[WHAT YOU WILL DO] Count every line that has the word "styles" in it; give no more than the number.

[MATERIAL]
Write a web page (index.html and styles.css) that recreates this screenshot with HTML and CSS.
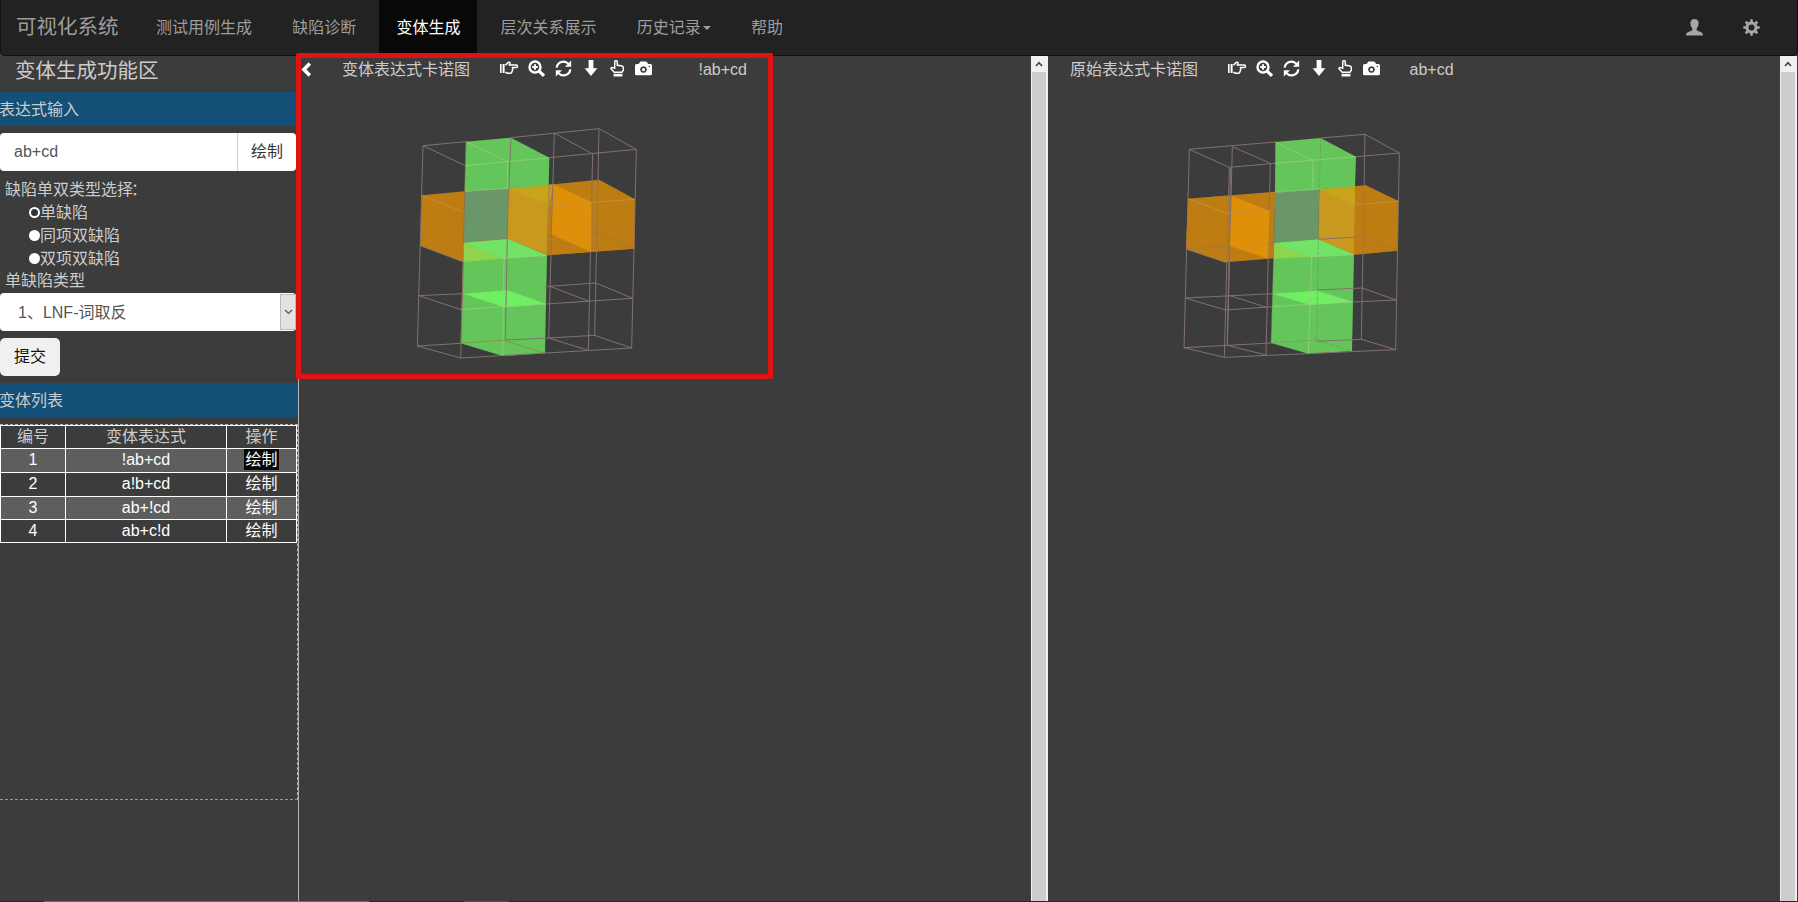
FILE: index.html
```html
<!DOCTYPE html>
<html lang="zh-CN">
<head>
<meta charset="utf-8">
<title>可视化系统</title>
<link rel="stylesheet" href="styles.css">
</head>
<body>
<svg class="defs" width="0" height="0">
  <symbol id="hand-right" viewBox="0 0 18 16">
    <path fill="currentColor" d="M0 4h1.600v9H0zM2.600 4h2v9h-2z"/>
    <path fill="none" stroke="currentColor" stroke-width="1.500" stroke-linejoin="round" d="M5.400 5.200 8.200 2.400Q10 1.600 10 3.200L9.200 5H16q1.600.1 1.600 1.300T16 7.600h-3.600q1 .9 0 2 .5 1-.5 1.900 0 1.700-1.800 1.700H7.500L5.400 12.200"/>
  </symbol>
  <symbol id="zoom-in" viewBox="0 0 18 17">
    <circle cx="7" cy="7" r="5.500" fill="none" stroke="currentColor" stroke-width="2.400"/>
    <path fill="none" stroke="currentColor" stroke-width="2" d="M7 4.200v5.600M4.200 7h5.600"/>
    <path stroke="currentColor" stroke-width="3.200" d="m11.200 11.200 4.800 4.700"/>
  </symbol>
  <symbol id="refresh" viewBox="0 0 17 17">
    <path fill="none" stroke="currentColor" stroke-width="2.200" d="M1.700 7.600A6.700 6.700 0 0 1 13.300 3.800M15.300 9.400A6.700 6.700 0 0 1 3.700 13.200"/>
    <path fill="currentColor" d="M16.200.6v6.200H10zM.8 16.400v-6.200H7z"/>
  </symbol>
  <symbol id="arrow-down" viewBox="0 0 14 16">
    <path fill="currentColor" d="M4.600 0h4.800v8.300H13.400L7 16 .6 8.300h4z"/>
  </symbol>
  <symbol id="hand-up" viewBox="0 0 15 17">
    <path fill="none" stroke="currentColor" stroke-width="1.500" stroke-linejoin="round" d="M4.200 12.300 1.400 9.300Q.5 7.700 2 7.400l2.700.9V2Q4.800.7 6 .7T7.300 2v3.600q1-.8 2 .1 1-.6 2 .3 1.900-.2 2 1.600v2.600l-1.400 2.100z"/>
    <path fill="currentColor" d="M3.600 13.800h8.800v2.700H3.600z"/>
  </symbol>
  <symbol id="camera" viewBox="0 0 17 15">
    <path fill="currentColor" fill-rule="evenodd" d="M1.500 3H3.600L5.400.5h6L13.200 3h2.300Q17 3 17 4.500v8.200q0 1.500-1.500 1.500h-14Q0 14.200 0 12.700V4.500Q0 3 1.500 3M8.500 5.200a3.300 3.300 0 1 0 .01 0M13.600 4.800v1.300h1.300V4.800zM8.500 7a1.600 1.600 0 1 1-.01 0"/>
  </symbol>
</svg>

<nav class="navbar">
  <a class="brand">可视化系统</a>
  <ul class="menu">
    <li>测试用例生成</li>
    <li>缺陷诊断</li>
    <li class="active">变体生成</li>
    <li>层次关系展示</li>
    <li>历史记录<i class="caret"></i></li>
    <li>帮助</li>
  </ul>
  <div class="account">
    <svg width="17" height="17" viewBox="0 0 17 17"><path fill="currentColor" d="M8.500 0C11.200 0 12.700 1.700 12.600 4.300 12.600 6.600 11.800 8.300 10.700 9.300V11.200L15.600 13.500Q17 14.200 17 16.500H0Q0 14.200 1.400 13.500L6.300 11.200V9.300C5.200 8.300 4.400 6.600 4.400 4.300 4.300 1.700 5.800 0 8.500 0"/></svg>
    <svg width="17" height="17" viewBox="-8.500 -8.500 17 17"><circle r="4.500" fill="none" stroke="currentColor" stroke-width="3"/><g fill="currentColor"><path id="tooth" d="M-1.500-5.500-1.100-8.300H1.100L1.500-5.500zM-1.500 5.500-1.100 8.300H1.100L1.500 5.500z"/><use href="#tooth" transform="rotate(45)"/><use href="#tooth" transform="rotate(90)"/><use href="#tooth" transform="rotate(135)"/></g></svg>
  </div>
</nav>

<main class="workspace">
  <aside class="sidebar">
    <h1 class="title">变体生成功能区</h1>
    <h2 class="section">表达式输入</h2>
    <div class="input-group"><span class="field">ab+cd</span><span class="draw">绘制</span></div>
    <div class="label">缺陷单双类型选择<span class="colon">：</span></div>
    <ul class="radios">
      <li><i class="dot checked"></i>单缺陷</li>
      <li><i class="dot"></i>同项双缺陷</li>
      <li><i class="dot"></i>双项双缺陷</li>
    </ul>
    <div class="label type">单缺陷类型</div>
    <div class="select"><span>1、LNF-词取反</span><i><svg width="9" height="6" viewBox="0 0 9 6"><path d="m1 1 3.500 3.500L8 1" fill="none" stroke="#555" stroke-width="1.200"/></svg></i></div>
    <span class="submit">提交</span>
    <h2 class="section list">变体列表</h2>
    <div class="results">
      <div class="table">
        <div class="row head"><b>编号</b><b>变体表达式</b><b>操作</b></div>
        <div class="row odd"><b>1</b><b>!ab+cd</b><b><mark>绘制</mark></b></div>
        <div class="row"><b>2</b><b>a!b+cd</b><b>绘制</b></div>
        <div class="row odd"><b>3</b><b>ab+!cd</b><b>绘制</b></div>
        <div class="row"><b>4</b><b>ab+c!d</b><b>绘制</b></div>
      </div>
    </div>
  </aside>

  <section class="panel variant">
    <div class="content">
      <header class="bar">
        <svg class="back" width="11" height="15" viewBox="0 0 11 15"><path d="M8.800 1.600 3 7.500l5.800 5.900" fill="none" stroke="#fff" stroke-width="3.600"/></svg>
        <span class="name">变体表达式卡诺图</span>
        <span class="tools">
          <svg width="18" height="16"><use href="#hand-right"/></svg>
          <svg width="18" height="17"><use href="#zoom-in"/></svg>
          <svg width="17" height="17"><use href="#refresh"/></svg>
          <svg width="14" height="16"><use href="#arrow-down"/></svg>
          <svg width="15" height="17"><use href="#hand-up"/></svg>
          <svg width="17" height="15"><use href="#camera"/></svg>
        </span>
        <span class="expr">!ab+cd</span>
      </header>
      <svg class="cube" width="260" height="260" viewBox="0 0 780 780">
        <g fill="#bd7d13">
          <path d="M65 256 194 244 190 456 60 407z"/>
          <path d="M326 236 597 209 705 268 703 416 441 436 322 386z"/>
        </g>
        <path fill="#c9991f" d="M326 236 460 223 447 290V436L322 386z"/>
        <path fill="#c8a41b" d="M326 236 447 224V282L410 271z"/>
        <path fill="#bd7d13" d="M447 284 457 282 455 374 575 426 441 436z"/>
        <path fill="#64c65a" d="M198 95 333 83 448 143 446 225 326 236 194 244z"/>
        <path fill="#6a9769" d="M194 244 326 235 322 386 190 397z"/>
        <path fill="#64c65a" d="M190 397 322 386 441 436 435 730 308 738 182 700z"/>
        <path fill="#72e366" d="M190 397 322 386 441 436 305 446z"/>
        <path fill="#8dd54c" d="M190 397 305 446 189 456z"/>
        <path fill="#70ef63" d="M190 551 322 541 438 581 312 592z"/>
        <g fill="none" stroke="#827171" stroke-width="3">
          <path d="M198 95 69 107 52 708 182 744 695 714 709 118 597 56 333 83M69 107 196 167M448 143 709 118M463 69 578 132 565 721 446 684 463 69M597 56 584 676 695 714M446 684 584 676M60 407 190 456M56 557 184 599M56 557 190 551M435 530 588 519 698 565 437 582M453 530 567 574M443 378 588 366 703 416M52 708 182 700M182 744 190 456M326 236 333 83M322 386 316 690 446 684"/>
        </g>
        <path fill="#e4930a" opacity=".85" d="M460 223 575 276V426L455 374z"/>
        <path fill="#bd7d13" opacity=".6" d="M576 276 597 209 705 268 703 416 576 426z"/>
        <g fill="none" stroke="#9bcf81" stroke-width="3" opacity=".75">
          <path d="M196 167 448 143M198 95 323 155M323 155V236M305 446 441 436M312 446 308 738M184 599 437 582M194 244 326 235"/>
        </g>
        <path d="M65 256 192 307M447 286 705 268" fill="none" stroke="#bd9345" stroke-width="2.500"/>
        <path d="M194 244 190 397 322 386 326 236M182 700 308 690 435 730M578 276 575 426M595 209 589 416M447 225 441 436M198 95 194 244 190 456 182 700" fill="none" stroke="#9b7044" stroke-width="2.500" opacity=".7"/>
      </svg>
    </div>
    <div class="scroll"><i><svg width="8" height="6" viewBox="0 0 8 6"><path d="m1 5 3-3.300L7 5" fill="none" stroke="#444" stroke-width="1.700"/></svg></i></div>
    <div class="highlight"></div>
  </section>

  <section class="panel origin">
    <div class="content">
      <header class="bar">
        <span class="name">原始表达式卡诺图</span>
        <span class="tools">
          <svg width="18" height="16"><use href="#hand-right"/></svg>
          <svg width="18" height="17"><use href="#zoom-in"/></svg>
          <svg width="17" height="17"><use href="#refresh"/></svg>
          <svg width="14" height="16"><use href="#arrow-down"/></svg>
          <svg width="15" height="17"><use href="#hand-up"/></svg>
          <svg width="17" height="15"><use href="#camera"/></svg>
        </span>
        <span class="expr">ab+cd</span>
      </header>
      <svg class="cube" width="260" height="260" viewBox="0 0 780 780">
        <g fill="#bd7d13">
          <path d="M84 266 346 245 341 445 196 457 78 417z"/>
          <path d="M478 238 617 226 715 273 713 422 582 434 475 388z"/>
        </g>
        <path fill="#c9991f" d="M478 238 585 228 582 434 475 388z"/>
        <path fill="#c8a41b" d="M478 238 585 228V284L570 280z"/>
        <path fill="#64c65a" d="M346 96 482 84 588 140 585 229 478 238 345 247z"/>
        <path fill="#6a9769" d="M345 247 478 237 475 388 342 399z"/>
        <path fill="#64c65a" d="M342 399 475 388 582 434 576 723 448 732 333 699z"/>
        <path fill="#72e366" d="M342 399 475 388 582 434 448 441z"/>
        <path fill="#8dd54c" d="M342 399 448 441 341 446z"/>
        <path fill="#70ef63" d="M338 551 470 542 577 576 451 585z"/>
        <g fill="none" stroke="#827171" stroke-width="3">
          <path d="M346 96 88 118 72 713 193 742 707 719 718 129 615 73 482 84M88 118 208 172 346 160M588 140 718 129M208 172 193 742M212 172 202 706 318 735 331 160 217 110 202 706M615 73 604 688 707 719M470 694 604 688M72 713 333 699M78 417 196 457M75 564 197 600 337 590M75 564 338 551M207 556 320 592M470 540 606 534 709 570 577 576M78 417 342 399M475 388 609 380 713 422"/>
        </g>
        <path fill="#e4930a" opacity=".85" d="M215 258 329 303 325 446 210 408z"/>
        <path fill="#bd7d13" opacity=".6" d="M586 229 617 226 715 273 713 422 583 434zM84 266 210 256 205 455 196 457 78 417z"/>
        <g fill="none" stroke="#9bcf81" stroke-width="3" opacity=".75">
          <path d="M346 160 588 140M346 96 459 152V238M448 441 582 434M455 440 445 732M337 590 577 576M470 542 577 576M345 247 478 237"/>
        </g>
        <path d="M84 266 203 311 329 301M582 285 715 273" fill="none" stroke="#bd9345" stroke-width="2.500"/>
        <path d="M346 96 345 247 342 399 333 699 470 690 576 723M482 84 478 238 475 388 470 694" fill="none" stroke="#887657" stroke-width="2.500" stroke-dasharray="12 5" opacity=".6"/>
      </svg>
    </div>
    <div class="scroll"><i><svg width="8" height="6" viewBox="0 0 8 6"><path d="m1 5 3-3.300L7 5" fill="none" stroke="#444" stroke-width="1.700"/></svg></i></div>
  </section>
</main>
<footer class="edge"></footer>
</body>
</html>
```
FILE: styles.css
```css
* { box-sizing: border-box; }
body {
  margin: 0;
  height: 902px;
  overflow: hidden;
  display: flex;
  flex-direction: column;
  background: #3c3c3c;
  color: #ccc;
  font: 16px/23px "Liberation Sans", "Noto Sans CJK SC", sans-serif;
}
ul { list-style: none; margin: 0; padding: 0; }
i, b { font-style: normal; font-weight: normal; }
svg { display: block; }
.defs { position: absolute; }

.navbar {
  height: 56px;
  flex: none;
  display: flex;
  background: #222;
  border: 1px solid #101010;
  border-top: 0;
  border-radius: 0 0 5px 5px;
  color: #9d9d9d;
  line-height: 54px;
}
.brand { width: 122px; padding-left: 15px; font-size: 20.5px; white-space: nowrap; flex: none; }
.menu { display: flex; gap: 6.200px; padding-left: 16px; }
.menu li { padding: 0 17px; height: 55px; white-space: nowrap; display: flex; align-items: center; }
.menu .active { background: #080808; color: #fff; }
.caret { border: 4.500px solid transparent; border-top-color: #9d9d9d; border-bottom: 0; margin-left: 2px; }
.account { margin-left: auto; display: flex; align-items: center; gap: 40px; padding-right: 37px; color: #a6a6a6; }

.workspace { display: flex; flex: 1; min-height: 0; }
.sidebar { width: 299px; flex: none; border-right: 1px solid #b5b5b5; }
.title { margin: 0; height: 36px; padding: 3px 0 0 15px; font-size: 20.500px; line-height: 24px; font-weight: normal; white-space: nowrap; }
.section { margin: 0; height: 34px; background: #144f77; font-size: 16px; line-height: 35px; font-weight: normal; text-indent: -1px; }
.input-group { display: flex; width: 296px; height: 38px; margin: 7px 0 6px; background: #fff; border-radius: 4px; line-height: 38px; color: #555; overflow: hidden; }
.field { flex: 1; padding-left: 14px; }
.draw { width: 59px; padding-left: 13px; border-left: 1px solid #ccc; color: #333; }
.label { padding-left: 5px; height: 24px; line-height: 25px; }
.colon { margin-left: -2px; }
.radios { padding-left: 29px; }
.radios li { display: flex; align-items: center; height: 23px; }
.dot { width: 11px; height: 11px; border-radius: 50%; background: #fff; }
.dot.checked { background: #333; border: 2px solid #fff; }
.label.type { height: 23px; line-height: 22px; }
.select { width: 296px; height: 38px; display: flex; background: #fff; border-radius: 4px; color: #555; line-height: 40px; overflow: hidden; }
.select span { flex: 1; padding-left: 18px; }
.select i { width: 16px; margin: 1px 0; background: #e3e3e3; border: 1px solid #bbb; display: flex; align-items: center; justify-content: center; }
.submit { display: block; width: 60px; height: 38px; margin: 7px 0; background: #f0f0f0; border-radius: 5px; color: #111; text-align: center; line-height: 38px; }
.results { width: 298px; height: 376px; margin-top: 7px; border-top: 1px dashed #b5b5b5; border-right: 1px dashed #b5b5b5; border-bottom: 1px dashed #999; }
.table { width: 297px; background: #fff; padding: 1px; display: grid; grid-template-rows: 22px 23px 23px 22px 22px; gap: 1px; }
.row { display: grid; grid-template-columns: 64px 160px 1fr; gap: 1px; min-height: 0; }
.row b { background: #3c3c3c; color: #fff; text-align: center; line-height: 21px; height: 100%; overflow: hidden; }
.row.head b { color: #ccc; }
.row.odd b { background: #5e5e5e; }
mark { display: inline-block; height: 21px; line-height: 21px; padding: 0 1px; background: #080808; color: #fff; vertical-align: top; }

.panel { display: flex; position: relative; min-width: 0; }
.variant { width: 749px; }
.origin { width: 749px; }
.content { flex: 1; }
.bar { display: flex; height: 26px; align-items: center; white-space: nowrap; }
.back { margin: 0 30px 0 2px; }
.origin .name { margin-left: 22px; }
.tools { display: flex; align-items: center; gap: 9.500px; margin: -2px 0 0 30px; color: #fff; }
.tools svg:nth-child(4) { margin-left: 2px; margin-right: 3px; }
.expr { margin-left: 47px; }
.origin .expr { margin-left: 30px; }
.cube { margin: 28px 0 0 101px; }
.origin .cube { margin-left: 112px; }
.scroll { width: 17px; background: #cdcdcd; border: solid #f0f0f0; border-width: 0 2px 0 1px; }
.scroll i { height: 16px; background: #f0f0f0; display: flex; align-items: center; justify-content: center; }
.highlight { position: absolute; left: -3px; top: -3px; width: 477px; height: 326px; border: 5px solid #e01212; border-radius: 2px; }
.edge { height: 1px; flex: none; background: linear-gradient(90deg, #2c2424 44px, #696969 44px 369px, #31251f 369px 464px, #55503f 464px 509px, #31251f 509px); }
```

[TASK RESULT] 3